La Cour de cassation retient ce second moyen et censure les juges du fond au visa de l’article L. 112-1 du Code monétaire et financier : « En statuant ainsi, alors que seule la stipulation qui crée la distorsion prohibée est réputée non écrite, la cour d’appel, qui a constaté que la clause n’engendrait une telle distorsion que lors de la première révision, a violé le texte susvisé ».
V. déjà : Cass. 3e civ., 29 nov. 2018, n° 17-23.058, publié au Bulletin et notre actualité : Clause d’indexation : premier ajustement illicite permis s’il est ponctuel.

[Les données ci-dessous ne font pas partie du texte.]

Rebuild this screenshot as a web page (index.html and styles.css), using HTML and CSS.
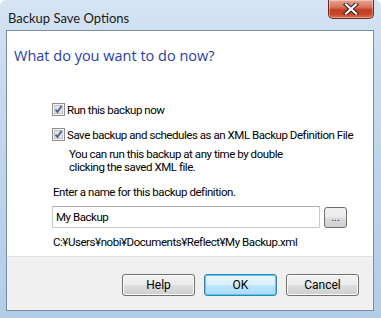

Cette position de la Cour de cassation est désormais classique (v. Cass. 3e civ., 9 févr. 2017, n° 15-28.691, publié au Bulletin et notre actualité : Clause d’indexation : attention à la période de variation de l’indice !). Néanmoins, l’arrêt précité du 29 novembre 2018 apportait une précision importante : ainsi, une clause d’indexation prévue au bail ne sera pas réputée non-écrite si elle prévoit un premier ajustement, illicite mais ponctuel, tenant à la prise d’effet du bail en cours d’année civile. Il suffit que les périodes de référence suivantes aient la même durée. 
 
En conclusion : l’article L. 112-1 du Code monétaire et financier est applicable dès la première indexation, sauf ajustement ponctuel, bien qu’illicite, tenant à la prise d’effet du bail en cours d’année civile. En outre, la clause d’indexation ne pourra pas être déclarée non écrite en son entier si elle engendre une distorsion uniquement lors de la première révision.
 
Sur la validité de la clause d’indexation au regard de sa périodicité, v. Le Lamy Baux commerciaux, n° 210-20.